On a particular production line, the likelihood that a light bulb is defective is 14%. four light bulbs are randomly selected. What is the probability that at most 2 of the light bulbs will be defective?

For each light buld, there are only two possible outcomes. Either it is defective, or it is not. The probability of a light bulb being defective is independent from other light bulbs. So we use the binomial probability distribution to solve this problem.

Binomial probability distribution

The binomial probability is the probability of exactly x successes on n repeated trials, and X can only have two outcomes.

[tex]P(X = x) = C_{n,x}.p^{x}.(1-p)^{n-x}[/tex]

In which [tex]C_{n,x}[/tex] is the number of different combinations of x objects from a set of n elements, given by the following formula.

[tex]C_{n,x} = \frac{n!}{x!(n-x)!}[/tex]

And p is the probability of X happening.

On a particular production line, the likelihood that a light bulb is defective is 14%.

This means that p = 0.14.

Four light bulbs are randomly selected. What is the probability that at most 2 of the light bulbs will be defective?

This is [tex]P(X \leq 2)[/tex] when [tex]n = 4[/tex]. So

[tex]P(X \leq 2) = P(X = 0) + P(X = 1) + P(X = 2)[/tex]

In which

[tex]P(X = x) = C_{n,x}.p^{x}.(1-p)^{n-x}[/tex]
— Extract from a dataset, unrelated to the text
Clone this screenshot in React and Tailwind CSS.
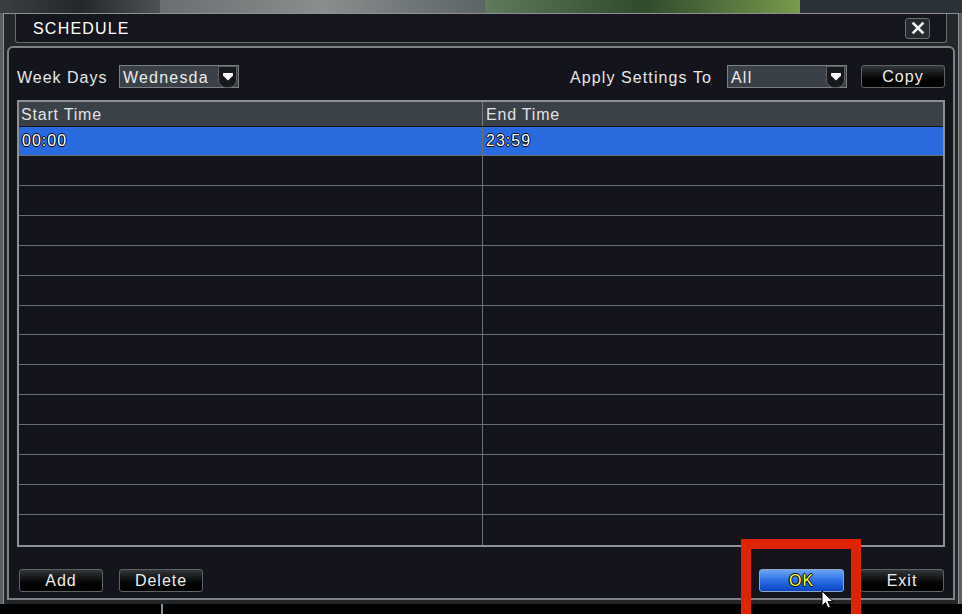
import React from "react";

const font = "font-['Liberation_Sans',Arial,sans-serif]";

function Arrow() {
  return (
    <div className="ml-auto mr-[1px] flex h-[22px] w-[19px] items-start justify-center rounded-b-[8px] border border-[#5c6064] bg-[#16181b] pt-[5px]">
      <svg width="12" height="10" viewBox="0 0 12 10">
        <path d="M1 1.5 Q1 1 1.5 1 H10.5 Q11 1 11 1.5 V3.5 L6 8.5 L1 3.5 Z" fill="#ffffff" />
      </svg>
    </div>
  );
}

function Select({ value }) {
  return (
    <div className="flex h-[23px] w-[120px] items-center border border-[#7b7f83] bg-[#394047]">
      <span className="pl-[3px] pt-[2px] text-[16px] tracking-[1.2px] text-[#ececec]">{value}</span>
      <Arrow />
    </div>
  );
}

function DarkButton({ label, className = "" }) {
  return (
    <div
      className={`flex h-[23px] w-[84px] items-center justify-center rounded-[3px] border border-[#5e6265] bg-linear-to-b from-[#34383b] via-[#0b0c0d] to-[#000000] pt-[1px] text-[16px] tracking-[1px] text-[#ececec] ${className}`}
    >
      {label}
    </div>
  );
}

const outline =
  "[text-shadow:1px_0_#000,-1px_0_#000,0_1px_#000,0_-1px_#000]";

export default function App() {
  const rows = Array.from({ length: 14 });
  return (
    <div className={`relative flex h-[614px] w-[962px] flex-col overflow-hidden bg-black ${font}`}>
      {/* video strip */}
      <div className="flex h-[13px]">
        <div className="w-[160px] bg-linear-to-r from-[#3a3f42] via-[#24282a] to-[#4d5254]" />
        <div className="w-[325px] bg-linear-to-r from-[#6a6e70] via-[#8a8e8e] to-[#5c6466]" />
        <div className="w-[315px] bg-linear-to-r from-[#5f7a5c] via-[#2f4a2c] to-[#7a9a4c]" />
        <div className="flex-1 bg-[#2a3137]" />
      </div>

      {/* frame */}
      <div className="flex h-[591px] bg-[#5a5f63] px-[3px]">
        <div className="flex flex-1 flex-col border-x border-t border-[#8e9194] bg-[#24272a] px-[3px] pb-[4px]">
          {/* title bar */}
          <div className="mx-[8px] flex h-[29px] items-center rounded-b-[3px] border-x border-b border-[#6a6d70] bg-[#15161d] pl-[17px] pr-[16px]">
            <span className="pt-[1px] text-[16px] tracking-[1.2px] text-white">SCHEDULE</span>
            <div className="ml-auto flex h-[21px] w-[25px] items-center justify-center rounded-[3px] border border-[#6b6e72] bg-[#26292d]">
              <svg width="14" height="14" viewBox="0 0 14 14">
                <path d="M2.5 2.5 L11.5 11.5 M11.5 2.5 L2.5 11.5" stroke="#f0f0f0" strokeWidth="2.6" strokeLinecap="square" />
              </svg>
            </div>
          </div>

          {/* main panel */}
          <div className="mt-[3px] flex flex-1 flex-col rounded-t-[6px] border-2 border-[#7e8285] bg-[#14151c] px-[8px] pt-[17px]">
            {/* controls */}
            <div className="flex h-[23px] items-center">
              <span className="w-[102px] pt-[2px] text-[16px] tracking-[1px] text-[#e6e6e6]">Week Days</span>
              <Select value="Wednesda" />
              <span className="ml-auto mr-[15px] pt-[2px] text-[16px] tracking-[1.1px] text-[#e6e6e6]">
                Apply Settings To
              </span>
              <Select value="All" />
              <DarkButton label="Copy" className="ml-[14px]" />
            </div>

            {/* table */}
            <div className="mt-[12px] flex h-[447px] flex-col border-2 border-[#8e9194]">
              <div className="flex h-[25px] border-b border-[#101114] bg-[#3a4148] text-[16px] tracking-[0.8px] text-[#e2e2e2]">
                <div className="flex w-[464px] items-center border-r border-[#7a7e82] pl-[2px] pt-[1px]">Start Time</div>
                <div className="flex flex-1 items-center pl-[3px] pt-[1px]">End Time</div>
              </div>
              {rows.map((_, i) => (
                <div
                  key={i}
                  className={`flex ${i === 0 ? "h-[29px]" : "h-[30px]"} ${
                    i < 13 ? "border-b border-[#6c6f72]" : ""
                  } ${i === 0 ? "bg-[#2a6adf]" : ""}`}
                >
                  <div className={`flex w-[464px] items-center border-r border-[#6c6f72] pl-[3px] text-[16px] tracking-[1px] text-white ${outline}`}>
                    {i === 0 ? "00:00" : ""}
                  </div>
                  <div className={`flex flex-1 items-center pl-[3px] text-[16px] tracking-[1px] text-white ${outline}`}>
                    {i === 0 ? "23:59" : ""}
                  </div>
                </div>
              ))}
            </div>

            {/* bottom buttons */}
            <div className="mt-[22px] flex h-[23px] items-center">
              <DarkButton label="Add" className="ml-[2px]" />
              <DarkButton label="Delete" className="ml-[16px]" />
              <div
                className={`ml-auto flex h-[23px] w-[85px] items-center justify-center rounded-[3px] border border-[#8fa6c8] bg-linear-to-b from-[#6aa4f6] via-[#2a6ee6] to-[#0a44c4] pt-[1px] text-[16px] tracking-[1px] text-[#ffff33] ${outline}`}
              >
                OK
              </div>
              <DarkButton label="Exit" className="ml-[16px] mr-[1px]" />
            </div>
          </div>
        </div>
      </div>

      {/* bottom black area */}
      <div className="flex h-[10px]">
        <div className="ml-[161px] h-full w-[2px] bg-[#8a8d90]" />
      </div>

      {/* red highlight */}
      <div className="absolute left-[741px] top-[539px] h-[90px] w-[120px] border-[10px] border-[#e02400]" />

      {/* cursor */}
      <svg className="absolute left-[821px] top-[590px]" width="14" height="20" viewBox="0 0 14 20">
        <path d="M1 1 L1 16 L4.5 12.5 L7 18 L9.5 17 L7 11.5 L12 11.5 Z" fill="#ffffff" stroke="#000000" strokeWidth="1" />
      </svg>
    </div>
  );
}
[tex]P(X = 0) = C_{4,0}.(0.14)^{0}.(0.86)^{4} = 0.5470[/tex]

[tex]P(X = 1) = C_{4,1}.(0.14)^{1}.(0.86)^{3} = 0.3562[/tex]

[tex]P(X = 2) = C_{4,2}.(0.14)^{2}.(0.86)^{2} = 0.0580[/tex]

[tex]P(X \leq 2) = P(X = 0) + P(X = 1) + P(X = 2) = 0.5470 + 0.3562 + 0.0580 = 0.9612[/tex]

96.12% probability that at most 2 of the light bulbs will be defective.